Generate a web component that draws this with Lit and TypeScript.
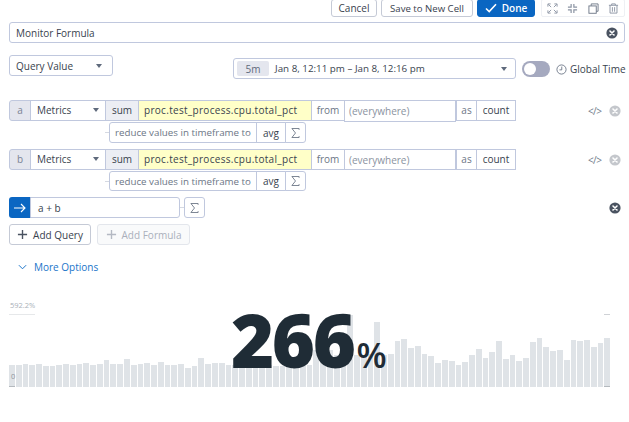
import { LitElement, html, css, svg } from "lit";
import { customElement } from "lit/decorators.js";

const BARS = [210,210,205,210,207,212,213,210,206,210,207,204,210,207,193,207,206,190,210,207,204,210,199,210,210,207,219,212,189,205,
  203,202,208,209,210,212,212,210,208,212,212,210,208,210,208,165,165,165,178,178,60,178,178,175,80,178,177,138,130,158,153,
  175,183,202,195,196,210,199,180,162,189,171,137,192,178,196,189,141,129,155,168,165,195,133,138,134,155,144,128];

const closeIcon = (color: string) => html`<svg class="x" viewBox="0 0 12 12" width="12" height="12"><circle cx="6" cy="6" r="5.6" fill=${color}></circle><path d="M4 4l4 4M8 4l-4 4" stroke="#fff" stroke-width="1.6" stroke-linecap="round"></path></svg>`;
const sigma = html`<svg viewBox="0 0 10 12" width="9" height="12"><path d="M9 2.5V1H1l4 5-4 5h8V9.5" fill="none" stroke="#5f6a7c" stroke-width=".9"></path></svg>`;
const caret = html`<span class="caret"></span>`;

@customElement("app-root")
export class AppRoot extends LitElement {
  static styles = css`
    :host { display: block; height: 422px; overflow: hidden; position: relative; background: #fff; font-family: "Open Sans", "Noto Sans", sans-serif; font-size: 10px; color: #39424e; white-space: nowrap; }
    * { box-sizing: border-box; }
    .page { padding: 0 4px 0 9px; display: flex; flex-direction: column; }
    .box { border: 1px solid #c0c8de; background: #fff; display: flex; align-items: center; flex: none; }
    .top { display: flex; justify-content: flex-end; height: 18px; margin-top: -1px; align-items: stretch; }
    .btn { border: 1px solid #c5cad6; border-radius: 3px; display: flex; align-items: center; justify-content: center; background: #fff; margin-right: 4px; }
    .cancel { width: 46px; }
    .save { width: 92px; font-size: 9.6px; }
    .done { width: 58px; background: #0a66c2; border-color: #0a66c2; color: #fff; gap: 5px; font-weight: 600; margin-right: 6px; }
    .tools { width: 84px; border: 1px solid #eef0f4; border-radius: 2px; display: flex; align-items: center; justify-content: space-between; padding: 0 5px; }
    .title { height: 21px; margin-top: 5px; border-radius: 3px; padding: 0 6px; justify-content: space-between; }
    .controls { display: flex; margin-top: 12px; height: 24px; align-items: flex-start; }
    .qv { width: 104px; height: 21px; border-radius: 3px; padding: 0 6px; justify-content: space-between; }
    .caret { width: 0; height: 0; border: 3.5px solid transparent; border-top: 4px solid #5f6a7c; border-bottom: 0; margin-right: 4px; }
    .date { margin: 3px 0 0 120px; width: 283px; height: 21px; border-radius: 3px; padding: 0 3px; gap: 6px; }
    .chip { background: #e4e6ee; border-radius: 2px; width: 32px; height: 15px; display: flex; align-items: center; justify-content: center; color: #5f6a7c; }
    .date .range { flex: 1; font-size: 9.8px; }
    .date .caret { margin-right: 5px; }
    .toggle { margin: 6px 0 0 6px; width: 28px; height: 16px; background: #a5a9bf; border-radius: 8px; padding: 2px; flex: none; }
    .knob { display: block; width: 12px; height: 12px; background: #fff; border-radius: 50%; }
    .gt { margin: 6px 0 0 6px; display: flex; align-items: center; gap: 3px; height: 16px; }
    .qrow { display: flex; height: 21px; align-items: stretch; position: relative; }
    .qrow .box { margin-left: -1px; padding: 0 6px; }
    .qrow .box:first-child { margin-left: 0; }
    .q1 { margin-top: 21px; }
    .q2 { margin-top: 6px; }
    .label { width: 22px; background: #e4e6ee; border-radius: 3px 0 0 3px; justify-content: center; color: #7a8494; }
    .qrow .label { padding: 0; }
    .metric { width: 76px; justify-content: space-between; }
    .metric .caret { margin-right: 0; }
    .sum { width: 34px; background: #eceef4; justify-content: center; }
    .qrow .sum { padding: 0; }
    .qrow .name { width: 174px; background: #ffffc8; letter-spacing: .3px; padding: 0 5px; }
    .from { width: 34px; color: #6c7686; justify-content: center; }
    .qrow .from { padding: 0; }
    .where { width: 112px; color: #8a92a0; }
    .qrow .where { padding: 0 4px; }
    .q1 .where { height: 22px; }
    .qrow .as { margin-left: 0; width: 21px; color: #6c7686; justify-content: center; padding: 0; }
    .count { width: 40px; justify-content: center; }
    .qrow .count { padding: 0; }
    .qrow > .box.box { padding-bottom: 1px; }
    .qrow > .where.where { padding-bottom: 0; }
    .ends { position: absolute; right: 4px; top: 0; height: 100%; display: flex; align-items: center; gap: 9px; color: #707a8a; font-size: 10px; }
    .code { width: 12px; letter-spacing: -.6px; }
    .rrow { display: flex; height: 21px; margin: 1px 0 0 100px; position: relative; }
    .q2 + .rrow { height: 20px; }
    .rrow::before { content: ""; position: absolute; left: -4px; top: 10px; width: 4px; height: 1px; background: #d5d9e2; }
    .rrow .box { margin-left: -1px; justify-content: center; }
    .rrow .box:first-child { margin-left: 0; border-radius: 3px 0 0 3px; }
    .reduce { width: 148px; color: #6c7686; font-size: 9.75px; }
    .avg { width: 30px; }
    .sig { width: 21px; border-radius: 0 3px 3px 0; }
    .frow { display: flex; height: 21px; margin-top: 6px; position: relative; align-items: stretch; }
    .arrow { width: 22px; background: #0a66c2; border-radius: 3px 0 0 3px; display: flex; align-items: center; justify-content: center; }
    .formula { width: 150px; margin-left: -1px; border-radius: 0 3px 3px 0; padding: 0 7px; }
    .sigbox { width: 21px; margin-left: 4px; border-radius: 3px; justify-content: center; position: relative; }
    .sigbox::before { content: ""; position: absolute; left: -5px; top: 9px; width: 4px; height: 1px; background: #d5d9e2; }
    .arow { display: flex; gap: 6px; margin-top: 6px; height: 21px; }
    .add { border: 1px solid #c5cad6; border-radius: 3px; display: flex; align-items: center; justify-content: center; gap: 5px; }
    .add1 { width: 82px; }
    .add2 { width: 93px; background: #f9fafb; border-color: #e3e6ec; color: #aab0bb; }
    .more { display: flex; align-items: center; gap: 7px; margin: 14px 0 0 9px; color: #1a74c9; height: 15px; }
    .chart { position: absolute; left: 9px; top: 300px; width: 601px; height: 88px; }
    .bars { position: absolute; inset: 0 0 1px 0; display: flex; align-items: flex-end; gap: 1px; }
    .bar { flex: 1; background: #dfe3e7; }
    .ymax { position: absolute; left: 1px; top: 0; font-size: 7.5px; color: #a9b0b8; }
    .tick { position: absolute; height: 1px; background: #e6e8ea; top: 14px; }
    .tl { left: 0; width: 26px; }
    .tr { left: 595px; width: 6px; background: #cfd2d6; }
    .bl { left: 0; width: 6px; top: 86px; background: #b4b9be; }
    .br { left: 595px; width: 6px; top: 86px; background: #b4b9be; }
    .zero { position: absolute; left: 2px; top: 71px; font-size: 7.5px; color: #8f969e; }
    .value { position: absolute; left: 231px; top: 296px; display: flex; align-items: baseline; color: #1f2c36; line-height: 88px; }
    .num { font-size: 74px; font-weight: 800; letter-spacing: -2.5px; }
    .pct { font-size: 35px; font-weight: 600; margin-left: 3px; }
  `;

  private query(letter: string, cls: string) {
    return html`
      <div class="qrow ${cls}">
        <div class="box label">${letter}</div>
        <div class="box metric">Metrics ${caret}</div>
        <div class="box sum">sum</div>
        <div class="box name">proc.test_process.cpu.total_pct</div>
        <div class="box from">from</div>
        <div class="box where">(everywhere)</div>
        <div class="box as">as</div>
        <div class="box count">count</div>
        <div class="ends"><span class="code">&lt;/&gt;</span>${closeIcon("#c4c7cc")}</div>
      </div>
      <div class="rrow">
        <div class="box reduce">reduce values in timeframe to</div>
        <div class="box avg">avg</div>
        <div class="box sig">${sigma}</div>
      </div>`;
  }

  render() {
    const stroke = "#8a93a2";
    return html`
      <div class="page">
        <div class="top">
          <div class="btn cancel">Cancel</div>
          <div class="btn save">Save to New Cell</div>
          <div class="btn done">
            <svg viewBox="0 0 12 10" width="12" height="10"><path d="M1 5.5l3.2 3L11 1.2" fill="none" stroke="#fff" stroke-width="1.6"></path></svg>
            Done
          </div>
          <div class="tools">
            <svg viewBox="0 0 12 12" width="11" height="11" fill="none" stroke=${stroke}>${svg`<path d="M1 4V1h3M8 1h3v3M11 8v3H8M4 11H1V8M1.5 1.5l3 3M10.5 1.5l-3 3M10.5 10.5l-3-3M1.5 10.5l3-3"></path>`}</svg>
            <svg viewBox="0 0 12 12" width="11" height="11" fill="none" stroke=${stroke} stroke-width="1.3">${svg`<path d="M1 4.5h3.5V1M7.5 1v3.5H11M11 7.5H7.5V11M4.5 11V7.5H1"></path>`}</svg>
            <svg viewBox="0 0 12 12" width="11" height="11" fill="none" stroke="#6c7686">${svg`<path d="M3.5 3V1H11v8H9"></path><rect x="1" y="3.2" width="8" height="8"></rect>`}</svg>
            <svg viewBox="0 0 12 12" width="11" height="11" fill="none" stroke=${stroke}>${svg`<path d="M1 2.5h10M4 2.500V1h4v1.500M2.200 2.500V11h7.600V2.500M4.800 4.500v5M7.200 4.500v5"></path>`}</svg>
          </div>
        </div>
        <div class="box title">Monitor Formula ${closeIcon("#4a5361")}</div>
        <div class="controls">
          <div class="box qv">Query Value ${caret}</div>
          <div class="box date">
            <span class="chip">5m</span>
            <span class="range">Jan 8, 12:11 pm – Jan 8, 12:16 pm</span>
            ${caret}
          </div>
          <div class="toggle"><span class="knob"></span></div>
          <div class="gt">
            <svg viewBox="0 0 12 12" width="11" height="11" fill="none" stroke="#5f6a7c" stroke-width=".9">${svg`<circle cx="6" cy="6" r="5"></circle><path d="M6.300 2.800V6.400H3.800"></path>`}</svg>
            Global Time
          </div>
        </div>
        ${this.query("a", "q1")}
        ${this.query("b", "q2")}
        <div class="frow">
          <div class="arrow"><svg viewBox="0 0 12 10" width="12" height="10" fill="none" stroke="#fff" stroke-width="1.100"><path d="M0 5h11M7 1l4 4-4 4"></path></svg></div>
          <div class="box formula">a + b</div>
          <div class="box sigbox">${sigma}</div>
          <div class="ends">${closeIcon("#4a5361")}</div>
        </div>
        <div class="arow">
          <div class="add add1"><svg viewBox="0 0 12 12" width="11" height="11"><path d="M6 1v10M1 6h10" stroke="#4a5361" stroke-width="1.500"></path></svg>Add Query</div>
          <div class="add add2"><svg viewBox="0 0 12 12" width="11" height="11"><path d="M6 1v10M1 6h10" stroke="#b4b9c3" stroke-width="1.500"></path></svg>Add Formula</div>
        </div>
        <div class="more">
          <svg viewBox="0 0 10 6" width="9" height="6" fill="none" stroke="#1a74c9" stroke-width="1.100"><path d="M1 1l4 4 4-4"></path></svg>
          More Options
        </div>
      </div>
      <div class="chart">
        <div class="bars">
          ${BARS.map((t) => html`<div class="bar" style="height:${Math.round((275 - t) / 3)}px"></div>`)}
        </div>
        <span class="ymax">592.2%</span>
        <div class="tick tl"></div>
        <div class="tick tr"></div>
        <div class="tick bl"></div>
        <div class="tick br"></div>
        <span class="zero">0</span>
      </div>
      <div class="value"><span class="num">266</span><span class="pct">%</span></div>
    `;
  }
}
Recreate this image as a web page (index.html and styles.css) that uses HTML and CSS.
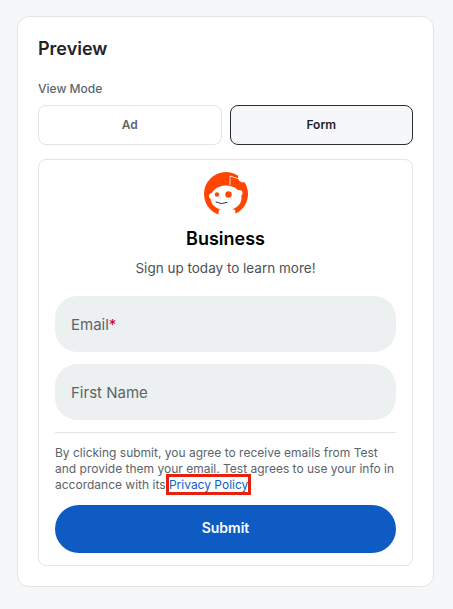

—————

Determine how many of the lines above hold the word "styles", and output that number by itself.

Complete answer:
2